-- Begin Entries --
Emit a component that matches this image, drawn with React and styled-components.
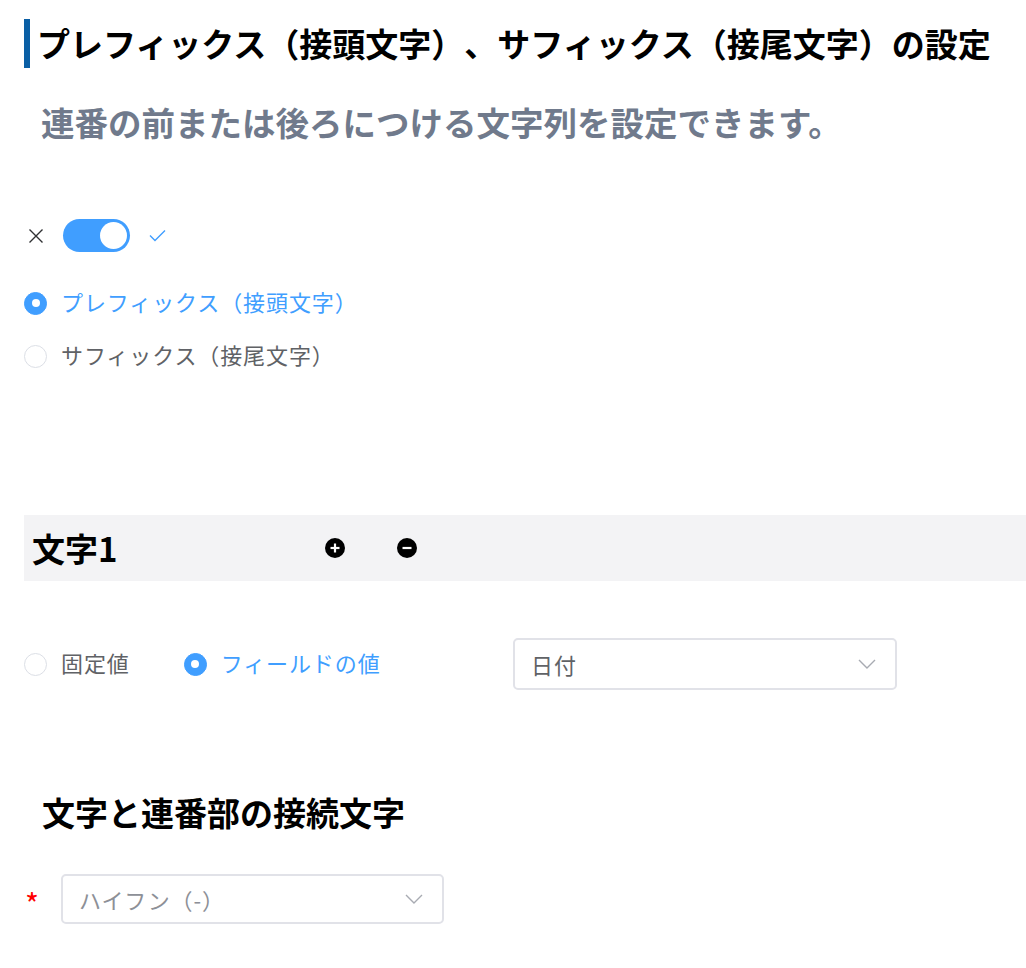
import React, { useState } from "react"
import styled, { createGlobalStyle } from "styled-components"

const GlobalStyle = createGlobalStyle`
    * {
        box-sizing: border-box;
    }

    body {
        margin: 0;
        background: #ffffff;
        font-family: "Noto Sans CJK JP", "Noto Sans", sans-serif;
        text-spacing-trim: space-all;
    }
`

const BLUE = "#409eff"

export default function App() {
    const [enabled, setEnabled] = useState(true)
    const [position, setPosition] = useState("prefix")
    const [source, setSource] = useState("field")

    return (
        <>
            <GlobalStyle />
            <Page>
                <Title>プレフィックス（接頭文字）、サフィックス（接尾文字）の設定</Title>
                <Subtitle>連番の前または後ろにつける文字列を設定できます。</Subtitle>

                <SwitchRow>
                    <CrossIcon />
                    <Toggle $on={enabled} onClick={() => setEnabled(!enabled)}>
                        <Knob $on={enabled} />
                    </Toggle>
                    <CheckIcon />
                </SwitchRow>

                <RadioColumn>
                    <Radio
                        label="プレフィックス（接頭文字）"
                        checked={position === "prefix"}
                        onClick={() => setPosition("prefix")}
                    />
                    <Radio
                        label="サフィックス（接尾文字）"
                        checked={position === "suffix"}
                        onClick={() => setPosition("suffix")}
                    />
                </RadioColumn>

                <Band>
                    <BandTitle>文字1</BandTitle>
                    <BandIcons>
                        <CircleIcon type="plus" />
                        <CircleIcon type="minus" />
                    </BandIcons>
                </Band>

                <SourceRow>
                    <RadioInline>
                        <Radio label="固定値" checked={source === "fixed"} onClick={() => setSource("fixed")} />
                        <Radio label="フィールドの値" checked={source === "field"} onClick={() => setSource("field")} />
                    </RadioInline>
                    <Select $width={384} $height={52}>
                        <SelectText>日付</SelectText>
                        <Chevron />
                    </Select>
                </SourceRow>

                <SectionHeading>文字と連番部の接続文字</SectionHeading>

                <RequiredRow>
                    <Asterisk>*</Asterisk>
                    <Select $width={383} $height={50}>
                        <SelectText $placeholder>ハイフン（-）</SelectText>
                        <Chevron />
                    </Select>
                </RequiredRow>
            </Page>
        </>
    )
}

const Radio = ({ label, checked, onClick }) => (
    <RadioLabel $checked={checked} onClick={onClick}>
        <RadioDot $checked={checked} />
        <RadioText>{label}</RadioText>
    </RadioLabel>
)

const CrossIcon = () => (
    <svg width="16" height="16" viewBox="0 0 16 16">
        <path d="M1.5 1.5 L14.5 14.5 M14.5 1.5 L1.5 14.5" stroke="#303133" strokeWidth="1.4" fill="none" />
    </svg>
)

const CheckIcon = () => (
    <svg width="17" height="13" viewBox="0 0 17 13">
        <path d="M1 6.5 L6 11.5 L16 1.5" stroke={BLUE} strokeWidth="1.4" fill="none" />
    </svg>
)

const CircleIcon = ({ type }) => (
    <svg width="20" height="20" viewBox="0 0 20 20">
        <circle cx="10" cy="10" r="10" fill="#000" />
        <path d="M5.5 10 H14.5" stroke="#fff" strokeWidth="2.2" />
        {type === "plus" && <path d="M10 5.5 V14.5" stroke="#fff" strokeWidth="2.2" />}
    </svg>
)

const Chevron = () => (
    <svg width="18" height="10" viewBox="0 0 18 10">
        <path d="M1 1 L9 9 L17 1" stroke="#a8abb2" strokeWidth="1.4" fill="none" />
    </svg>
)

const Page = styled.div`
    padding: 19px 0 40px 24px;
`

const Title = styled.h1`
    margin: 0;
    height: 49px;
    padding-left: 7px;
    border-left: 6px solid #0a5fa5;
    font-size: 33px;
    line-height: 49px;
    font-weight: 700;
    color: #000;
    white-space: nowrap;
`

const Subtitle = styled.p`
    margin: 32px 0 0;
    padding-left: 17px;
    font-size: 33.5px;
    line-height: 44px;
    font-weight: 700;
    color: #707a8c;
`

const SwitchRow = styled.div`
    display: flex;
    align-items: center;
    gap: 19px;
    margin-top: 75px;
    height: 33px;
    padding-left: 4px;
`

const Toggle = styled.div`
    position: relative;
    width: 67px;
    height: 33px;
    border-radius: 17px;
    background: ${(p) => (p.$on ? BLUE : "#dcdfe6")};
    cursor: pointer;
`

const Knob = styled.div`
    position: absolute;
    top: 3px;
    left: ${(p) => (p.$on ? "37px" : "3px")};
    width: 27px;
    height: 27px;
    border-radius: 50%;
    background: #fff;
`

const RadioColumn = styled.div`
    display: flex;
    flex-direction: column;
    gap: 21px;
    margin-top: 35px;
`

const RadioLabel = styled.label`
    display: flex;
    align-items: center;
    gap: 14px;
    height: 32px;
    font-size: 22px;
    line-height: 30px;
    letter-spacing: 0.9px;
    color: ${(p) => (p.$checked ? BLUE : "#606266")};
    cursor: pointer;
    white-space: nowrap;
`

const RadioText = styled.span`
    margin-top: -4px;
`

const RadioDot = styled.span`
    position: relative;
    flex: none;
    width: 23px;
    height: 23px;
    border-radius: 50%;
    border: 1.5px solid ${(p) => (p.$checked ? BLUE : "#dcdfe6")};
    background: ${(p) => (p.$checked ? BLUE : "#fff")};

    &::after {
        content: "";
        display: ${(p) => (p.$checked ? "block" : "none")};
        position: absolute;
        top: 50%;
        left: 50%;
        width: 8px;
        height: 8px;
        margin: -4px 0 0 -4px;
        border-radius: 50%;
        background: #fff;
    }
`

const Band = styled.div`
    display: flex;
    align-items: center;
    height: 66px;
    margin-top: 143px;
    padding-left: 8px;
    background: #f3f3f5;
`

const BandTitle = styled.h2`
    margin: 0;
    width: 293px;
    font-size: 33px;
    line-height: 44px;
    font-weight: 700;
    color: #000;
`

const BandIcons = styled.div`
    display: flex;
    align-items: center;
    gap: 52px;
`

const SourceRow = styled.div`
    display: flex;
    align-items: center;
    margin-top: 57px;
`

const RadioInline = styled.div`
    display: flex;
    align-items: center;
    gap: 54px;
    width: 489px;
`

const Select = styled.div`
    display: flex;
    align-items: center;
    justify-content: space-between;
    width: ${(p) => p.$width}px;
    height: ${(p) => p.$height}px;
    padding: 0 19px 0 16px;
    border: 2px solid #e1e2e8;
    border-radius: 5px;
    background: #fff;
`

const SelectText = styled.span`
    font-size: 22px;
    line-height: 30px;
    letter-spacing: 0.9px;
    color: ${(p) => (p.$placeholder ? "#8d9097" : "#606266")};
`

const SectionHeading = styled.h2`
    margin: 100px 0 0;
    padding-left: 18px;
    font-size: 33px;
    line-height: 44px;
    font-weight: 700;
    color: #000;
`

const RequiredRow = styled.div`
    display: flex;
    align-items: center;
    margin-top: 40px;
`

const Asterisk = styled.span`
    width: 37px;
    padding-left: 1px;
    font-size: 30px;
    line-height: 30px;
    padding-top: 8px;
    color: #ff0000;
`
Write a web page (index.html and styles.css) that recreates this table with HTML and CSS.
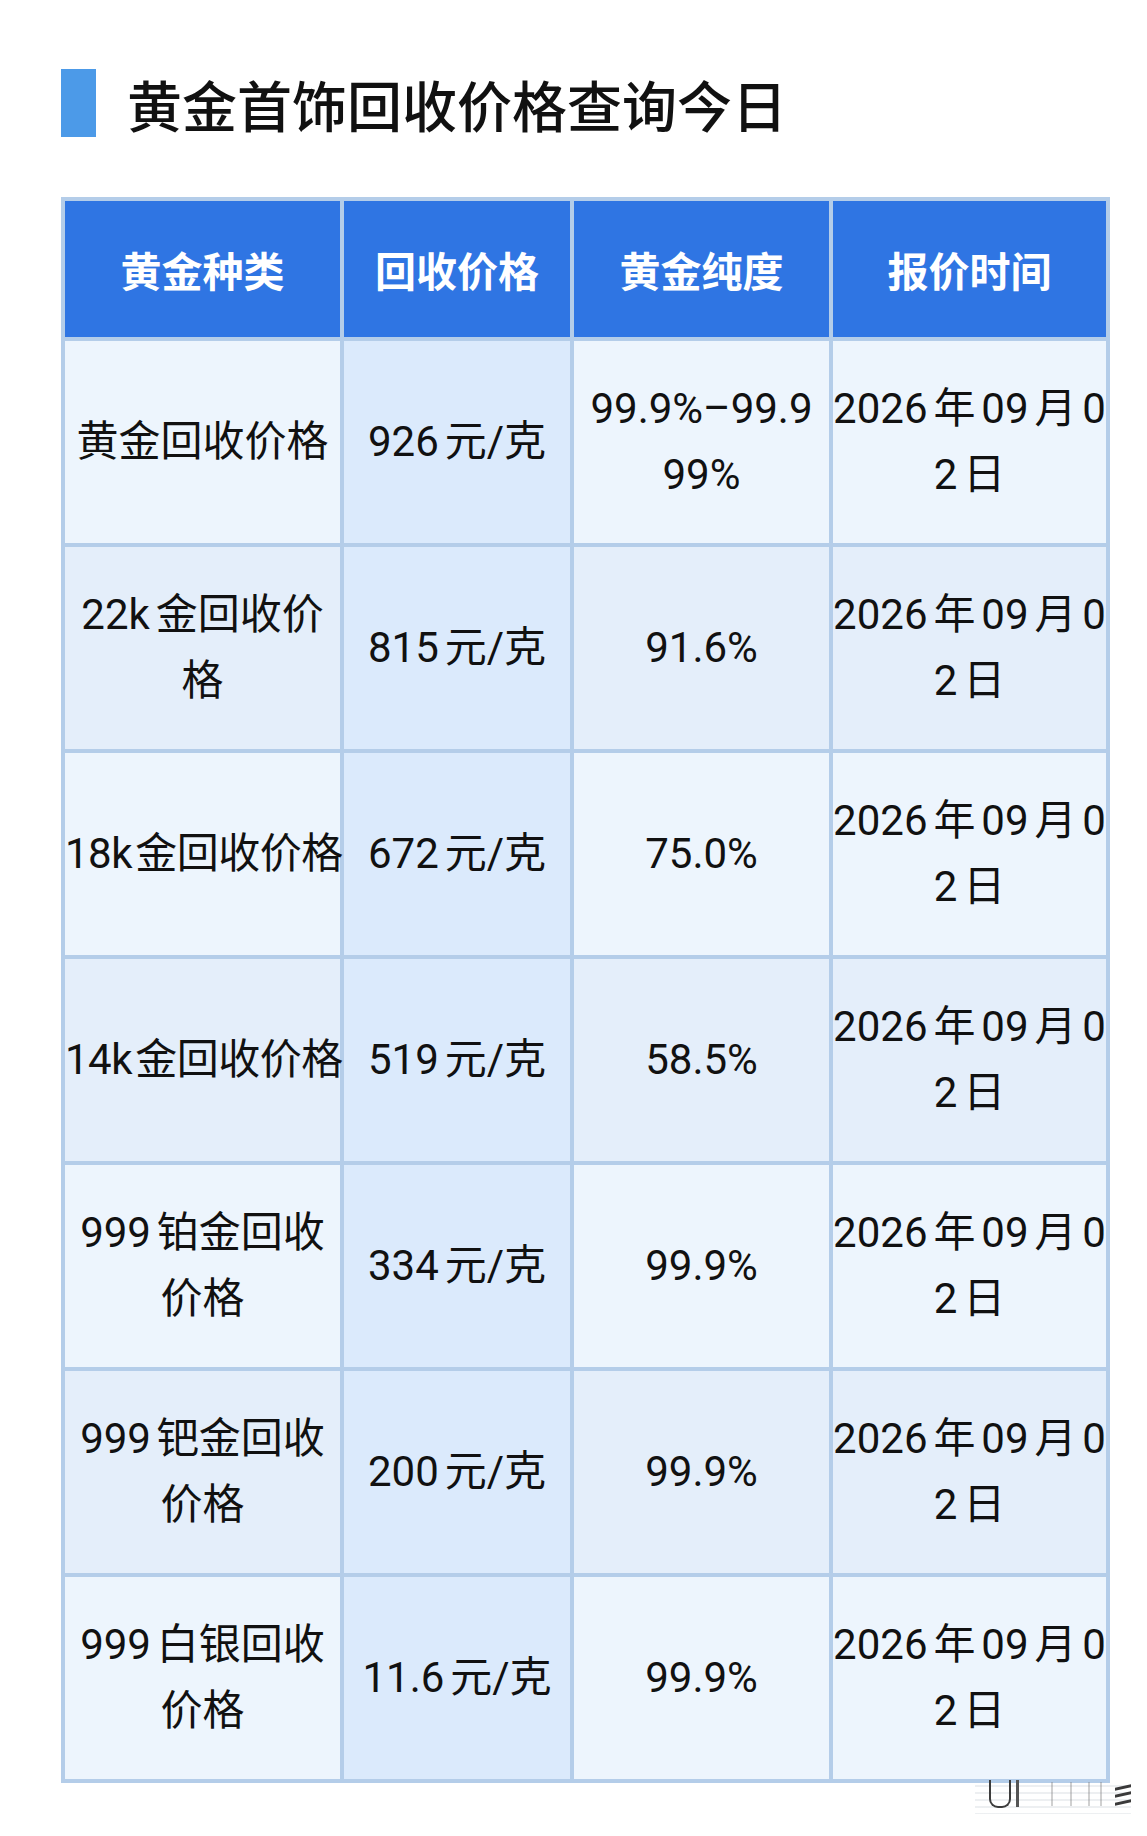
FILE: index.html
```html
<!DOCTYPE html>
<html lang="zh-CN">
<head>
<meta charset="utf-8">
<title>黄金首饰回收价格查询今日</title>
<link rel="stylesheet" href="styles.css">
</head>
<body>
<div class="page">
  <h1 class="title"><span class="bar"></span><span class="title-text">黄金首饰回收价格查询今日</span></h1>
  <table class="price-table">
    <colgroup><col class="c1"><col class="c2"><col class="c3"><col class="c4"></colgroup>
    <thead>
      <tr><th>黄金种类</th><th>回收价格</th><th>黄金纯度</th><th>报价时间</th></tr>
    </thead>
    <tbody>
      <tr>
        <td>黄金回收价格</td>
        <td><span class="nr">926</span>元/克</td>
        <td>99.9%–99.9<br>99%</td>
        <td><span class="nr">2026</span>年<span class="nb">09</span>月<span class="nl">0</span><br><span class="nr">2</span>日</td>
      </tr>
      <tr>
        <td><span class="nr">22k</span>金回收价<br>格</td>
        <td><span class="nr">815</span>元/克</td>
        <td>91.6%</td>
        <td><span class="nr">2026</span>年<span class="nb">09</span>月<span class="nl">0</span><br><span class="nr">2</span>日</td>
      </tr>
      <tr>
        <td class="tight"><span class="nr">18k</span>金回收价格</td>
        <td><span class="nr">672</span>元/克</td>
        <td>75.0%</td>
        <td><span class="nr">2026</span>年<span class="nb">09</span>月<span class="nl">0</span><br><span class="nr">2</span>日</td>
      </tr>
      <tr>
        <td class="tight"><span class="nr">14k</span>金回收价格</td>
        <td><span class="nr">519</span>元/克</td>
        <td>58.5%</td>
        <td><span class="nr">2026</span>年<span class="nb">09</span>月<span class="nl">0</span><br><span class="nr">2</span>日</td>
      </tr>
      <tr>
        <td><span class="nr">999</span>铂金回收<br>价格</td>
        <td><span class="nr">334</span>元/克</td>
        <td>99.9%</td>
        <td><span class="nr">2026</span>年<span class="nb">09</span>月<span class="nl">0</span><br><span class="nr">2</span>日</td>
      </tr>
      <tr>
        <td><span class="nr">999</span>钯金回收<br>价格</td>
        <td><span class="nr">200</span>元/克</td>
        <td>99.9%</td>
        <td><span class="nr">2026</span>年<span class="nb">09</span>月<span class="nl">0</span><br><span class="nr">2</span>日</td>
      </tr>
      <tr>
        <td><span class="nr">999</span>白银回收<br>价格</td>
        <td><span class="nr">11.6</span>元/克</td>
        <td>99.9%</td>
        <td><span class="nr">2026</span>年<span class="nb">09</span>月<span class="nl">0</span><br><span class="nr">2</span>日</td>
      </tr>
    </tbody>
  </table>
  <div class="wm" aria-hidden="true">
    <span class="wm-u"></span>
    <span class="wm-l"></span>
    <span class="wm-v v1"></span>
    <span class="wm-v v2"></span>
    <span class="wm-v v3"></span>
    <span class="wm-v v4"></span>
    <span class="wm-d d1"></span>
    <span class="wm-d d2"></span>
    <span class="wm-d d3"></span>
  </div>
</div>
</body>
</html>
```
FILE: styles.css
```css
html, body {
  margin: 0;
  padding: 0;
  background: #ffffff;
}

body {
  font-family: Roboto, "Noto Sans CJK SC", sans-serif;
  color: #111111;
}

.page {
  position: relative;
  width: 1147px;
  height: 1836px;
  box-sizing: border-box;
  padding: 69px 0 0 61px;
  overflow: hidden;
}

.title {
  display: flex;
  align-items: center;
  gap: 31px;
  margin: 0;
  height: 68px;
  font-family: "Noto Sans CJK SC", sans-serif;
  font-weight: 500;
  font-size: 55px;
  line-height: 68px;
  color: #111111;
}

.bar {
  flex: none;
  width: 35px;
  height: 68px;
  background: #4c9ae8;
}

.price-table {
  margin-top: 60px;
  border-collapse: collapse;
  table-layout: fixed;
  width: 1045px;
}

.c1 { width: 279px; }
.c2 { width: 230px; }
.c3 { width: 259px; }
.c4 { width: 277px; }

.price-table th,
.price-table td {
  border: 4px solid #b4cde9;
  padding: 35px 0;
  text-align: center;
  white-space: nowrap;
  font-size: 42px;
  line-height: 66px;
}

.price-table th {
  background: #2f75e3;
  color: #ffffff;
  font-family: "Noto Sans CJK SC", sans-serif;
  font-weight: 700;
  font-size: 41px;
}

.price-table td {
  font-weight: 400;
  color: #111111;
  background: #edf5fd;
}

.price-table tbody tr:nth-child(even) td {
  background: #e4eefa;
}

.price-table tbody tr td:nth-child(2) {
  background: #dbeafc;
}

.nr { margin-right: 0.14em; }
.nl { margin-left: 0.14em; }
.nb { margin: 0 0.14em; }

.price-table td.tight {
  letter-spacing: -0.5px;
}
.price-table td.tight .nr {
  margin-right: 0.08em;
}

/* faint watermark at bottom right */
.wm {
  position: absolute;
  left: 975px;
  top: 1780px;
  width: 156px;
  height: 34px;
  background: repeating-linear-gradient(to bottom, rgba(200, 208, 216, 0) 0 5px, rgba(190, 198, 206, 0.28) 5px 7px);
  filter: blur(0.5px);
}

.wm-u {
  position: absolute;
  left: 14px;
  top: 0;
  width: 18px;
  height: 26px;
  border: 2px solid #3c3c3c;
  border-top: 0;
  border-radius: 0 0 9px 9px;
}

.wm-l {
  position: absolute;
  left: 41px;
  top: 0;
  width: 3px;
  height: 27px;
  background: #555555;
}

.wm-v {
  position: absolute;
  top: 2px;
  width: 2px;
  height: 24px;
  background: rgba(120, 120, 120, 0.35);
}
.v1 { left: 76px; }
.v2 { left: 95px; }
.v3 { left: 113px; }
.v4 { left: 125px; }

.wm-d {
  position: absolute;
  right: 0;
  width: 16px;
  height: 3px;
  background: #3a3a3a;
  transform: skewY(-12deg);
}
.d1 { top: 6px; }
.d2 { top: 13px; }
.d3 { top: 21px; }
```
-- End Entries --
Task requirements:
Leave the pictures out and repeat exactly the lines from the beginning of the records to the line bearing "</SwitchRow>", both ends counted.

Problem solution:
Emit a component that matches this image, drawn with React and styled-components.
import React, { useState } from "react"
import styled, { createGlobalStyle } from "styled-components"

const GlobalStyle = createGlobalStyle`
    * {
        box-sizing: border-box;
    }

    body {
        margin: 0;
        background: #ffffff;
        font-family: "Noto Sans CJK JP", "Noto Sans", sans-serif;
        text-spacing-trim: space-all;
    }
`

const BLUE = "#409eff"

export default function App() {
    const [enabled, setEnabled] = useState(true)
    const [position, setPosition] = useState("prefix")
    const [source, setSource] = useState("field")

    return (
        <>
            <GlobalStyle />
            <Page>
                <Title>プレフィックス（接頭文字）、サフィックス（接尾文字）の設定</Title>
                <Subtitle>連番の前または後ろにつける文字列を設定できます。</Subtitle>

                <SwitchRow>
                    <CrossIcon />
                    <Toggle $on={enabled} onClick={() => setEnabled(!enabled)}>
                        <Knob $on={enabled} />
                    </Toggle>
                    <CheckIcon />
                </SwitchRow>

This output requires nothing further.